Source excerpt ->
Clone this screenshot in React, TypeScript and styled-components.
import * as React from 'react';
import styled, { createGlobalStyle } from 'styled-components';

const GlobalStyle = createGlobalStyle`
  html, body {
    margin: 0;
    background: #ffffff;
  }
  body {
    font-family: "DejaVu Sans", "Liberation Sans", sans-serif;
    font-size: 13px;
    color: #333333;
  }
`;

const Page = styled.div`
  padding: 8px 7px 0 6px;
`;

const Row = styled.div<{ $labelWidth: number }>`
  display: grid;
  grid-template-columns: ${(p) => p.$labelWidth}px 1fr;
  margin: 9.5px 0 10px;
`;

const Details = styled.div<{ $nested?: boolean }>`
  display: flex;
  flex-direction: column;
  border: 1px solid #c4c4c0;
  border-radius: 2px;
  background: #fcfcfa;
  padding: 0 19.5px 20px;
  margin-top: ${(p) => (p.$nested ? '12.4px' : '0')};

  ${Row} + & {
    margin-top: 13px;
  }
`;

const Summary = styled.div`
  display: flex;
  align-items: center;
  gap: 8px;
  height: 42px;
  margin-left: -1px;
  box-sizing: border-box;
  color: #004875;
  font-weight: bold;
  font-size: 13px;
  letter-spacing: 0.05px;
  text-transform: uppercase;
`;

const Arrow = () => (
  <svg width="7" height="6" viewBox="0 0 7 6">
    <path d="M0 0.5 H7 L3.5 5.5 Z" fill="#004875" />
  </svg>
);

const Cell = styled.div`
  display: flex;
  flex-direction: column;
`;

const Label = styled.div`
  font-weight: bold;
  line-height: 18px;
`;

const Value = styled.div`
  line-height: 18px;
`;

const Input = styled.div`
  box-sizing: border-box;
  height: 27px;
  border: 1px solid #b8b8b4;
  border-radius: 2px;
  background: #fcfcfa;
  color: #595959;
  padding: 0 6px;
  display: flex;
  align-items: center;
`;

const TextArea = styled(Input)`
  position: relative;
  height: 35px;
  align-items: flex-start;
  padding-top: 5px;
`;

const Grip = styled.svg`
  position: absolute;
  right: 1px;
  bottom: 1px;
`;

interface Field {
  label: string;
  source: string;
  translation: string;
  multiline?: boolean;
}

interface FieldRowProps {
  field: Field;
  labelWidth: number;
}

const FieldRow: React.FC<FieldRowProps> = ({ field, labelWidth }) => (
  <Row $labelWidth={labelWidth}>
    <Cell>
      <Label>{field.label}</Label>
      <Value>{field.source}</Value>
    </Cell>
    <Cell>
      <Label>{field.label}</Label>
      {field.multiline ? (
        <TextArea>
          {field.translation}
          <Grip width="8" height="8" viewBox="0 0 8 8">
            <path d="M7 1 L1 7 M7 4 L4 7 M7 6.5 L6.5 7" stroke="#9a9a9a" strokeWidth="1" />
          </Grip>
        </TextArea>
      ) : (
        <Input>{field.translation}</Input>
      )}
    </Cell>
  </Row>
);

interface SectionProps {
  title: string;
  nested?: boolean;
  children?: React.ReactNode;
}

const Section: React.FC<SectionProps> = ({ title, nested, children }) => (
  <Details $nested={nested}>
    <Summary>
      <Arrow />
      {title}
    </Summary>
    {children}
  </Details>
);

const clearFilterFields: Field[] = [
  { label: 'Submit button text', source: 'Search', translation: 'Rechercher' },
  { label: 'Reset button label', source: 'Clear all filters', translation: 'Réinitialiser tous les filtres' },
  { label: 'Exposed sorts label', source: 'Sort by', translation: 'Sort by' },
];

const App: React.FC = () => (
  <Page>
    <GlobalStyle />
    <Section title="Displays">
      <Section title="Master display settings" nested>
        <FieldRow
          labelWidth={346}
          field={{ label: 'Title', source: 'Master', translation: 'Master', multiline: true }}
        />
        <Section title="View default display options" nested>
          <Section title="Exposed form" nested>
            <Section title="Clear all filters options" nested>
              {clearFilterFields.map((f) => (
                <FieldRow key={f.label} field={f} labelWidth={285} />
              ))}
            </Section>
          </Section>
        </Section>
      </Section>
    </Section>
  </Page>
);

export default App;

Goal -> Copy each line in the data that holds the word "components".

Worked answer ->
Clone this screenshot in React, TypeScript and styled-components.
import styled, { createGlobalStyle } from 'styled-components';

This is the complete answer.